As the Holy Spirit said, Separate me Barnabas and Saul for the work whereunto I have called them (probably through one of the prophets at Antioch), so it appears that Timothy had prophecies leading the way to his work. Indeed in the case of the apostle the Lord had revealed his mission from his conversion. That the prophecies were uttered over Timothy at his ordination is absolute assumption. It was certainly not a part of the service whence the first and greatest of those sent to the Gentiles went forth recommended to the grace of God by the laying on of their brothers' hands. The prophecy preceded and led to that separation for gospel work; and so analogy, if not express intimation here and in chap. iv. 14, compared with 2 Tim. 1:6, might give us to infer.
It is no mere battle but a campaign that the apostle puts before his “child” and fellow-laborer. He must war the good warfare, but he is not asked to go at his own risk. The Master had given the word: if ever so gentle, sensitive, timid, he might trust Him, who by His servants had prophesied about Timothy. There is no necessity, nor sufficient reason, to understand with the grammarian Winer that in these prophecies lay his spiritual protection and equipment, the armor as it were in which he was to wage his good warfare. This is to narrow and emphasize unduly the force of the preposition. The English Authorized and Revised Versions seem to me more simple and correct. So again the transient form of the verb (adopted by Tischendorf and Tregelles on the meager authority of the first hand of the Sinaitic and the Clermont MSS.) does not commend itself in comparison with the ordinary text (as in all other copies) which has the present. Observe also that “faith” as an inward state is different from “the faith” or truth believed.
But condition of soul has much to do with warring the good warfare. Faith must be kept up, bright and simple and exercised, the eyes of the heart ever on the things unseen and eternal. Withal a good conscience is imperative. For if faith bring God in, a good conscience judges self and keeps sin out. This, of all moment for every Christian, is pre-eminently needful for him who is devoted to the service of Christ. There is nothing which so hardens the heart as the continual giving out of truth apart from one's own communion and walk. Take the extreme case of Judas falling under the power of the Devil; but look also at Peter, who was far from a traitor, himself betrayed into the denial of his Master. Here, however, it is the maintenance not only of faith, but also of a good conscience, “which some having thrust away made shipwreck concerning the faith.”

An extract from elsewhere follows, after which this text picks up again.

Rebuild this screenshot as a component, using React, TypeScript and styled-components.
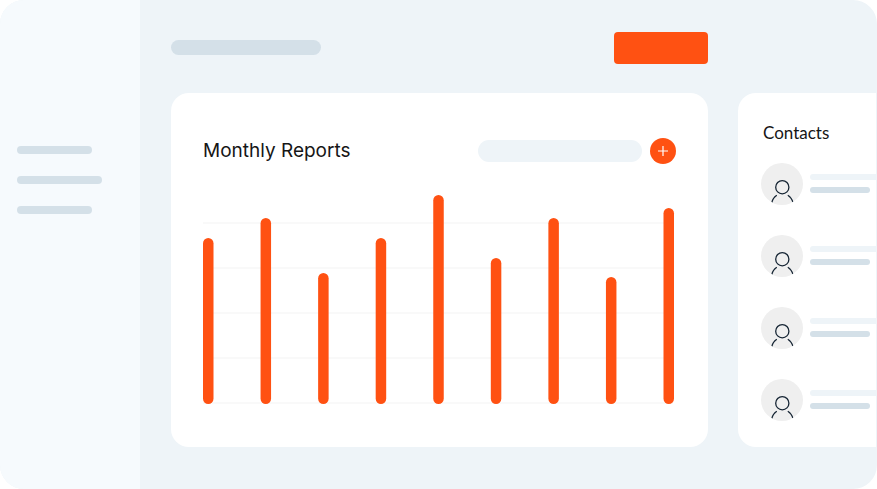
import React from "react";
import styled, { createGlobalStyle } from "styled-components";

const color = {
  page: "#ffffff",
  canvas: "#eef4f8",
  sidebar: "#f6fafd",
  line: "#d4e0e8",
  accent: "#ff5112",
  text: "#161616",
  avatar: "#efefef",
  ink: "#162534",
  grid: "#f9f9f9",
};

const GlobalStyle = createGlobalStyle`
  *, *::before, *::after { box-sizing: border-box; }
  body { margin: 0; background: ${color.page}; font-family: Inter, "Liberation Sans", sans-serif; color: ${color.text}; }
  h2, ul { margin: 0; padding: 0; }
  ul { list-style: none; }
`;

const Shell = styled.div`
  display: flex;
  min-height: 100vh;
  border-radius: 24px;
  overflow: hidden;
  background: ${color.canvas};
`;

const Sidebar = styled.nav`
  flex: 0 0 140px;
  display: flex;
  flex-direction: column;
  gap: 22px;
  padding: 146px 17px 0;
  background: ${color.sidebar};
`;

const NavLink = styled.a<{ $width: number }>`
  width: ${(p) => p.$width}px;
  height: 8px;
  border-radius: 4px;
  background: ${color.line};
`;

const Content = styled.main`
  flex: 1;
  min-width: 0;
  display: grid;
  grid-template-columns: minmax(0, 1fr) 138px;
  grid-template-rows: auto auto;
  align-content: start;
  gap: 29px 30px;
  padding: 32px 1px 42px 31px;
`;

const TopBar = styled.header`
  display: flex;
  align-items: flex-start;
  justify-content: space-between;
`;

const TitleBar = styled.div`
  width: 150px;
  height: 15px;
  margin-top: 8px;
  border-radius: 8px;
  background: ${color.line};
`;

const ActionButton = styled.button`
  width: 94px;
  height: 32px;
  border: 0;
  border-radius: 4px;
  background: ${color.accent};
  cursor: pointer;
`;

const ReportCard = styled.section`
  grid-column: 1;
  padding: 45px 32px 43px;
  border-radius: 18px;
  background: #fff;
`;

const ReportHeader = styled.div`
  display: flex;
  align-items: center;
  gap: 8px;
  height: 26px;
  margin-bottom: 31px;
`;

const ReportTitle = styled.h2`
  flex: 1;
  font-size: 19px;
  line-height: 26px;
  font-weight: 400;
  white-space: nowrap;
`;

const SearchInput = styled.input`
  width: 164px;
  height: 22px;
  padding: 0 12px;
  border: 0;
  border-radius: 11px;
  background: ${color.canvas};
  font: inherit;
  font-size: 12px;
`;

const AddButton = styled.button`
  display: grid;
  place-items: center;
  width: 26px;
  height: 26px;
  padding: 0;
  border: 0;
  border-radius: 50%;
  background: ${color.accent};
  cursor: pointer;
`;

const ChartSvg = styled.svg`
  display: block;
  width: 100%;
  height: auto;
`;

const ContactsCard = styled.section`
  grid-column: 2;
  padding: 30px 0 26px 23px;
  border-radius: 18px 0 0 18px;
  background: #fff;
`;

const ContactsTitle = styled.h2`
  padding-left: 2px;
  margin-bottom: 20px;
  font-family: Lato, "Liberation Sans", sans-serif;
  font-size: 17px;
  line-height: 20px;
  font-weight: 400;
`;

const ContactList = styled.ul`
  display: grid;
  gap: 30px;
`;

const ContactRow = styled.li`
  display: flex;
  gap: 7px;
`;

const Avatar = styled.svg`
  flex: none;
  display: block;
  width: 42px;
  height: 42px;
  border-radius: 50%;
  background: ${color.avatar};
`;

const ContactLines = styled.div`
  flex: 1;
  display: flex;
  flex-direction: column;
  gap: 7px;
  padding-top: 11px;
`;

const NameLine = styled.div`
  height: 6px;
  border-radius: 3px 0 0 3px;
  background: ${color.canvas};
`;

const DetailLine = styled.div`
  width: 60px;
  height: 6px;
  border-radius: 3px;
  background: ${color.line};
`;

const navItems = [
  { label: "Overview", width: 75 },
  { label: "Reports", width: 85 },
  { label: "Settings", width: 75 },
];

const monthlyValues = [166, 186, 131, 166, 209, 146, 186, 127, 196];
const gridLevels = [28, 73, 118, 163, 208];
const contacts = ["first", "second", "third", "fourth"];

const chart = { width: 473, height: 209, plot: 471, bar: 10.5 };

function ReportChart() {
  const step = (chart.plot - chart.bar) / (monthlyValues.length - 1);
  return (
    <ChartSvg viewBox={`0 0 ${chart.width} ${chart.height}`} role="img" aria-label="Monthly reports">
      {gridLevels.map((y) => (
        <rect key={y} x={0} y={y - 1} width={470} height={2} fill={color.grid} />
      ))}
      {monthlyValues.map((value, i) => (
        <rect
          key={i}
          x={i * step}
          y={chart.height - value}
          width={chart.bar}
          height={value}
          rx={chart.bar / 2}
          fill={color.accent}
        />
      ))}
    </ChartSvg>
  );
}

function PersonAvatar() {
  return (
    <Avatar viewBox="0 0 42 42" fill="none" stroke={color.ink} strokeWidth="1.3" aria-hidden="true">
      <circle cx="21.3" cy="24.2" r="6.6" />
      <path d="M15.8 32.2C13.2 33.9 11.4 36.4 10.8 39.6" />
      <path d="M26.8 32.2C29.4 33.9 31.3 36.4 32 39.6" />
    </Avatar>
  );
}

export default function App() {
  return (
    <>
      <GlobalStyle />
      <Shell>
        <Sidebar aria-label="Main">
          {navItems.map((item) => (
            <NavLink key={item.label} href="#" aria-label={item.label} $width={item.width} />
          ))}
        </Sidebar>
        <Content>
          <TopBar>
            <TitleBar />
            <ActionButton type="button" aria-label="Create report" />
          </TopBar>
          <ReportCard>
            <ReportHeader>
              <ReportTitle>Monthly Reports</ReportTitle>
              <SearchInput type="text" aria-label="Search reports" />
              <AddButton type="button" aria-label="Add">
                <svg width="10" height="10" viewBox="0 0 10 10" stroke="#fff" strokeWidth="1.2" aria-hidden="true">
                  <path d="M5 0V10M0 5H10" />
                </svg>
              </AddButton>
            </ReportHeader>
            <ReportChart />
          </ReportCard>
          <ContactsCard>
            <ContactsTitle>Contacts</ContactsTitle>
            <ContactList>
              {contacts.map((id) => (
                <ContactRow key={id}>
                  <PersonAvatar />
                  <ContactLines>
                    <NameLine />
                    <DetailLine />
                  </ContactLines>
                </ContactRow>
              ))}
            </ContactList>
          </ContactsCard>
        </Content>
      </Shell>
    </>
  );
}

Rarely, if ever, does the heterodox soul maintain a good conscience; and as there cannot be a good conscience without faith, so on the other hand, where the conscience becomes practically bad, the faith is lowered, and it is well if it be not at last wholly perverted. A man is uneasy at continuing burdened with the sense of his own inconsistency. He is thus tempted to accommodate his faith to his failure, and what he likes he at last believes to the destruction of the truth; or, as the apostle puts it here, “some, having thrust away” a good conscience, “made shipwreck concerning the faith.”
The apostle gives examples then living; “of whom is Hymenaeus and Alexander, whom I delivered to Satan that they may be taught not to blaspheme.”

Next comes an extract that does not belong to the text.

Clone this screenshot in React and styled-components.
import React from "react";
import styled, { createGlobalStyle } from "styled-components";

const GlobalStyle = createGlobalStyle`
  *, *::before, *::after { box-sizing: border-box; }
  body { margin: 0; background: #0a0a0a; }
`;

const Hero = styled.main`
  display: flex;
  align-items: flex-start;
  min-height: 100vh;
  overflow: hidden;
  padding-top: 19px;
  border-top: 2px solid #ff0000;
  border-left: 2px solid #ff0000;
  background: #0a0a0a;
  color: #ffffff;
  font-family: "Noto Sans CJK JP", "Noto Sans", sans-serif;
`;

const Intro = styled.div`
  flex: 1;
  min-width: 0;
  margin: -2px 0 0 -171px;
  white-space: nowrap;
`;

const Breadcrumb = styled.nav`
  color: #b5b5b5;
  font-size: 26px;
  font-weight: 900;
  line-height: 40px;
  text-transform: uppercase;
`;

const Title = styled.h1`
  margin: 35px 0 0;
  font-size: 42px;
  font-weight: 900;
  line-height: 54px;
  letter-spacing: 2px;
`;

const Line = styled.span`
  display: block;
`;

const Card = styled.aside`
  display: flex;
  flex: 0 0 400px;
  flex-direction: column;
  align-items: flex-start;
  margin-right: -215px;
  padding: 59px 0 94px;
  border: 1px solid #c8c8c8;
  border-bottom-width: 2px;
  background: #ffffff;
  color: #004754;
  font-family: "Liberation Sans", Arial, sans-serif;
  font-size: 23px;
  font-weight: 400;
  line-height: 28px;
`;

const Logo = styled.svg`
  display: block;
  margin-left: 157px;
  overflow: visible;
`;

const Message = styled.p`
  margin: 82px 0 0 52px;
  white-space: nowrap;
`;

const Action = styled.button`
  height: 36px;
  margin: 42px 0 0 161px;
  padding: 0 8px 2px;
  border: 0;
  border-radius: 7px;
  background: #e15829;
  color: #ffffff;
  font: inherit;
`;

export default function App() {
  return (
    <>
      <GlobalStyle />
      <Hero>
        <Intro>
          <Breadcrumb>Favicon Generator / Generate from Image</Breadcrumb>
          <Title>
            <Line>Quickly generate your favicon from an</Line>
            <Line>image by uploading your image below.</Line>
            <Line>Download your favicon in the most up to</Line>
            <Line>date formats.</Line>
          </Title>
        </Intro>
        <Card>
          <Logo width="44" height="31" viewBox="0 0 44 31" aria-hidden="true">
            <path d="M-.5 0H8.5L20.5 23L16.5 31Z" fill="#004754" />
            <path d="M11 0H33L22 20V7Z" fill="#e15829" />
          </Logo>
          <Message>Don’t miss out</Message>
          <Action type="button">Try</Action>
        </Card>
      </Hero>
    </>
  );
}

This is not ecclesiastical discipline, or excommunication pure and simple, but the apostle's own act of power. Indeed it is questionable whether the assembly ever did or could, without an apostle, hand over to Satan. Certain it is, that in 1 Cor. 5 the apostle connects himself with a similar exertion of power: “For I, as absent in body and present in spirit, have already judged as present as to him that so wrought this thing, in the name of our Lord Jesus Christ (ye and my spirit being gathered together with the power of our Lord Jesus Christ) to deliver him, being such an one, to Satan, for destruction of the flesh, that the spirit may be saved in the day of the Lord Jesus.”

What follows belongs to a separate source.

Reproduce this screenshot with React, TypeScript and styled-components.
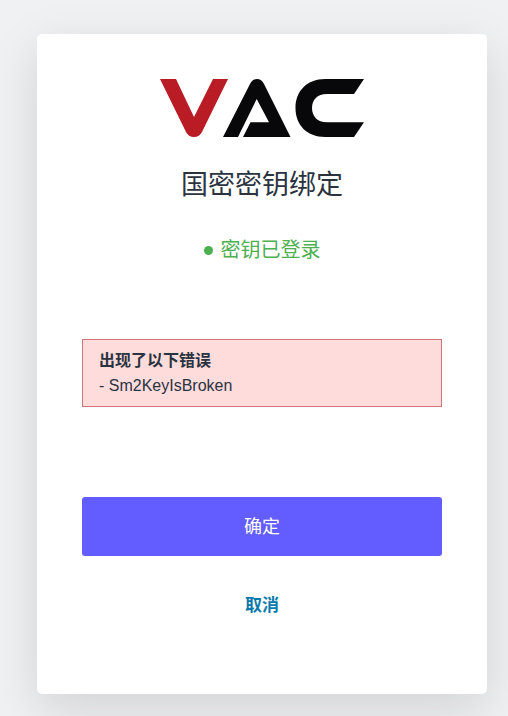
import React from "react";
import styled, { createGlobalStyle } from "styled-components";

const GlobalStyle = createGlobalStyle`
  *, *::before, *::after { box-sizing: border-box; }
  body {
    margin: 0;
    background: #f0f1f3;
    color: #2b333f;
    font-family: "Liberation Sans", "Noto Sans CJK SC", sans-serif;
    font-size: 16px;
    line-height: 25px;
  }
`;

const Page = styled.main`
  display: flex;
  justify-content: center;
  min-height: 100vh;
  padding: 34px 21px 22px 37px;
`;

const Card = styled.form`
  display: flex;
  flex-direction: column;
  align-items: stretch;
  width: 100%;
  max-width: 450px;
  padding: 45px 45px 76px;
  border-radius: 5px;
  background: #fff;
  box-shadow: 0 15px 50px rgba(0, 0, 0, 0.13);
`;

const Logo = styled.svg`
  display: block;
  align-self: center;
  width: 204px;
  height: 58px;
`;

const Title = styled.h1`
  margin: 28px 0 0;
  font-size: 27px;
  font-weight: 400;
  line-height: 40px;
  text-align: center;
`;

const Status = styled.p`
  display: flex;
  align-items: center;
  justify-content: center;
  gap: 8px;
  margin: 30px 0 0;
  color: #4caf50;
  font-size: 20px;
  font-weight: 400;
  line-height: 30px;
`;

const Dot = styled.span`
  width: 9px;
  height: 9px;
  border-radius: 50%;
  background: currentColor;
`;

const ErrorBox = styled.section`
  margin-top: 74px;
  padding: 8px 16px;
  border: 1px solid #cf7477;
  background: #ffdcdc;
`;

const ErrorTitle = styled.h2`
  margin: 0;
  font-size: 16px;
  font-weight: 700;
  line-height: 25px;
`;

const ErrorText = styled.p`
  margin: 0;
`;

const ConfirmButton = styled.button`
  margin-top: 90px;
  padding: 17px 16px 15px;
  border: 0;
  border-radius: 3px;
  background: #635dff;
  color: #fff;
  font: inherit;
  font-size: 18px;
  font-weight: 400;
  line-height: 27px;
  cursor: pointer;
`;

const CancelLink = styled.a`
  align-self: center;
  margin-top: 37px;
  color: #0a7aad;
  font-size: 17px;
  font-weight: 700;
  line-height: 25px;
  text-decoration: none;
`;

export default function App() {
  return (
    <>
      <GlobalStyle />
      <Page>
        <Card onSubmit={(event) => event.preventDefault()}>
          <Logo viewBox="0 0 204 58" role="img" aria-label="VAC">
            <path
              fill="#b91c24"
              d="M0 0H16L34 38L53 0H68L42 53Q39.500 58 34 58Q28.500 58 26 53Z"
            />
            <g fill="#08080a">
              <path d="M63 58L90 5Q92.500 0 97 0Q101.500 0 104 5L130.500 58H83L90.500 43.300H109L96.700 20L78 58Z" />
              <path d="M204 0H165C147 0 135.500 12 135.500 29S147 58 165 58H194L204 43.300H167C157 43.300 152 37 152 29S157 15 167 15H194Z" />
            </g>
          </Logo>
          <Title>国密密钥绑定</Title>
          <Status>
            <Dot aria-hidden="true" />
            密钥已登录
          </Status>
          <ErrorBox role="alert">
            <ErrorTitle>出现了以下错误</ErrorTitle>
            <ErrorText>- Sm2KeyIsBroken</ErrorText>
          </ErrorBox>
          <ConfirmButton type="submit">确定</ConfirmButton>
          <CancelLink href="#cancel">取消</CancelLink>
        </Card>
      </Page>
    </>
  );
}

So another apostle exercised the power given him of the Lord, to deal extraordinarily with Ananias and Sapphira when they sinned unto death. The Lord, it would seem, thus by His servant judged them by so solemn a chastening, that they might not be condemned with the world.
But if, according to scripture, the assembly be not invested with such power, it is none the less under obligation to purge out the old leaven, “that ye may be a new lump, according as ye are unleavened.” The standing is the ground of responsibility. If unleavened by and in Christ, we are bound to tolerate no leaven. Practice must be conformed to principle, and so the Spirit works by the word; not high or heavenly principle brought down to low and earthly practice. “For also Christ, our passover, was sacrificed for us; wherefore let us keep the feast, not with old leaven, neither with leaven of malice and wickedness, but with unleavened bread of sincerity and truth.” If the assembly cannot and will not judge those that are within, it forfeits its character as God's assembly. Hence, even in the lowest condition, that which claims to be God's assembly is bound to put away the wicked person from among them. Responsibility to put out of church communion is the inalienable duty of the Christian assembly, whenever a professed member of Christ can be justly designated as a “wicked person.” But this is a distinct thing from the apostolic power of delivering over to Satan, which might or might not accompany that extreme act of the assembly.
It is well, however, to notice that even the apostle's act of delivering over to Satan, here spoken of, apart from the assembly, had the merciful as well as holy object in view, “that they may be taught not to blaspheme.” It is a consoling thought, that even such evildoers are not irrecoverably beyond the reach of divine grace. The terrible sentence which befell them was, on the contrary, to teach by discipline those who refused to be taught by the truth, whose unjudged evil led them to depart from the faith which condemned them. Even Satan's power in dealing with the outer man, and perhaps in the infliction of anguish of mind, may be used under the hand of God to bring down the haughty spirit and make past blasphemy to be seen in all its offensive pride and opposition to God.
It is singular that Calvin, on this passage, chooses rather to explain it as relating to excommunication, of which not a word is said, though probably this may also have been the fact. But the opinion, as he calls it, that the incestuous Corinthian received any other chastisement than excommunication, he ventures to say, is not supported by any probable conjecture. Now this confusion we have seen to be in direct opposition to the plain declaration of 1 Cor. 5, which distinguishes the apostolic energy and its effect from the inalienable call of the assembly to put away those who cast deliberate and manifest affront on the Lord's name. It is only when Paul joins himself to the assembly that he speaks of delivering to Satan. When he treats of their purging leaven that had entered, he speaks of putting out, and not a word more.
In short, then, delivering over to Satan was not a form of excommunication from the church, but an act of apostolic power, which might or might not accompany the act of putting out, and manifested its effect in bodily pains or even death itself. The distinction is of importance for this reason among others, that we can see clearly how the obligation abides to purge out the leaven that has got in; whilst it would be unbecoming to arrogate to the assembly that which scripture never speaks of apart from an apostle's power. Those who have Christ that was sacrificed as their center cannot escape from the holy responsibility of keeping the feast with unleavened bread of sincerity and truth, purging out what practically denies and dishonors Him. Power is another element, and as distinct from form as from duty; and, power or no power, we are bound to do our duty, as in the end of 1 Cor. 5 it is no less obvious than momentous, if indeed we are Christ's.